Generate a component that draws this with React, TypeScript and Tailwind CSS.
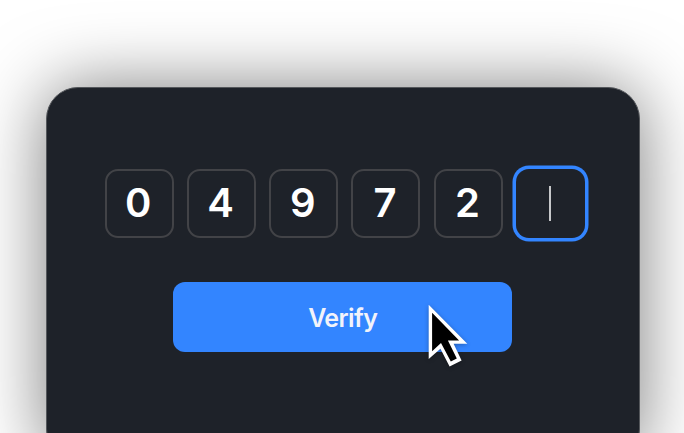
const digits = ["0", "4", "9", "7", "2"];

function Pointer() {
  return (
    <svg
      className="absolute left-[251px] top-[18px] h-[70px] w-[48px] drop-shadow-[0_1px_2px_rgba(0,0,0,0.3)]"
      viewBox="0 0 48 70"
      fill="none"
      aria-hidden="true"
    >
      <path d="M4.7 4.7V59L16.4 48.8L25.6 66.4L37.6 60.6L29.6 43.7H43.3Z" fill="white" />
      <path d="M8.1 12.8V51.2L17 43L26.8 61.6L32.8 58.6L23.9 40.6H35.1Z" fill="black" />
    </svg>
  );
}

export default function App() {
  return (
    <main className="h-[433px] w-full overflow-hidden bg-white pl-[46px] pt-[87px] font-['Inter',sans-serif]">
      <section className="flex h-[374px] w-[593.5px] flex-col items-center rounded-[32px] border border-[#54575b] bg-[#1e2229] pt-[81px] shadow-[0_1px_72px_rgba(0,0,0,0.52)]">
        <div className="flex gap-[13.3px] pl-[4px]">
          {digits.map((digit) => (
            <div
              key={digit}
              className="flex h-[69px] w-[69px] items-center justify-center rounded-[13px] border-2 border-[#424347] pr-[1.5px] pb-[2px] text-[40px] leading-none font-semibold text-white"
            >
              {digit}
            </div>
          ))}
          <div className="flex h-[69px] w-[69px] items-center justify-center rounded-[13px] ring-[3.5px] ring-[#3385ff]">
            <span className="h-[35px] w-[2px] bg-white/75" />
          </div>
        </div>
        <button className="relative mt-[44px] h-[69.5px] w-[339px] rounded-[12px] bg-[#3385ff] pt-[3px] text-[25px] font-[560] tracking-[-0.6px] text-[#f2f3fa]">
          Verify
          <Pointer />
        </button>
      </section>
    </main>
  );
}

-*-*-

What you will do: From the listing, extract all text exactly as given and drop any picture.

Worked solution:
Generate a component that draws this with React, TypeScript and Tailwind CSS.
const digits = ["0", "4", "9", "7", "2"];

function Pointer() {
  return (
    <svg
      className="absolute left-[251px] top-[18px] h-[70px] w-[48px] drop-shadow-[0_1px_2px_rgba(0,0,0,0.3)]"
      viewBox="0 0 48 70"
      fill="none"
      aria-hidden="true"
    >
      <path d="M4.7 4.7V59L16.4 48.8L25.6 66.4L37.6 60.6L29.6 43.7H43.3Z" fill="white" />
      <path d="M8.1 12.8V51.2L17 43L26.8 61.6L32.8 58.6L23.9 40.6H35.1Z" fill="black" />
    </svg>
  );
}

export default function App() {
  return (
    <main className="h-[433px] w-full overflow-hidden bg-white pl-[46px] pt-[87px] font-['Inter',sans-serif]">
      <section className="flex h-[374px] w-[593.5px] flex-col items-center rounded-[32px] border border-[#54575b] bg-[#1e2229] pt-[81px] shadow-[0_1px_72px_rgba(0,0,0,0.52)]">
        <div className="flex gap-[13.3px] pl-[4px]">
          {digits.map((digit) => (
            <div
              key={digit}
              className="flex h-[69px] w-[69px] items-center justify-center rounded-[13px] border-2 border-[#424347] pr-[1.5px] pb-[2px] text-[40px] leading-none font-semibold text-white"
            >
              {digit}
            </div>
          ))}
          <div className="flex h-[69px] w-[69px] items-center justify-center rounded-[13px] ring-[3.5px] ring-[#3385ff]">
            <span className="h-[35px] w-[2px] bg-white/75" />
          </div>
        </div>
        <button className="relative mt-[44px] h-[69.5px] w-[339px] rounded-[12px] bg-[#3385ff] pt-[3px] text-[25px] font-[560] tracking-[-0.6px] text-[#f2f3fa]">
          Verify
          <Pointer />
        </button>
      </section>
    </main>
  );
}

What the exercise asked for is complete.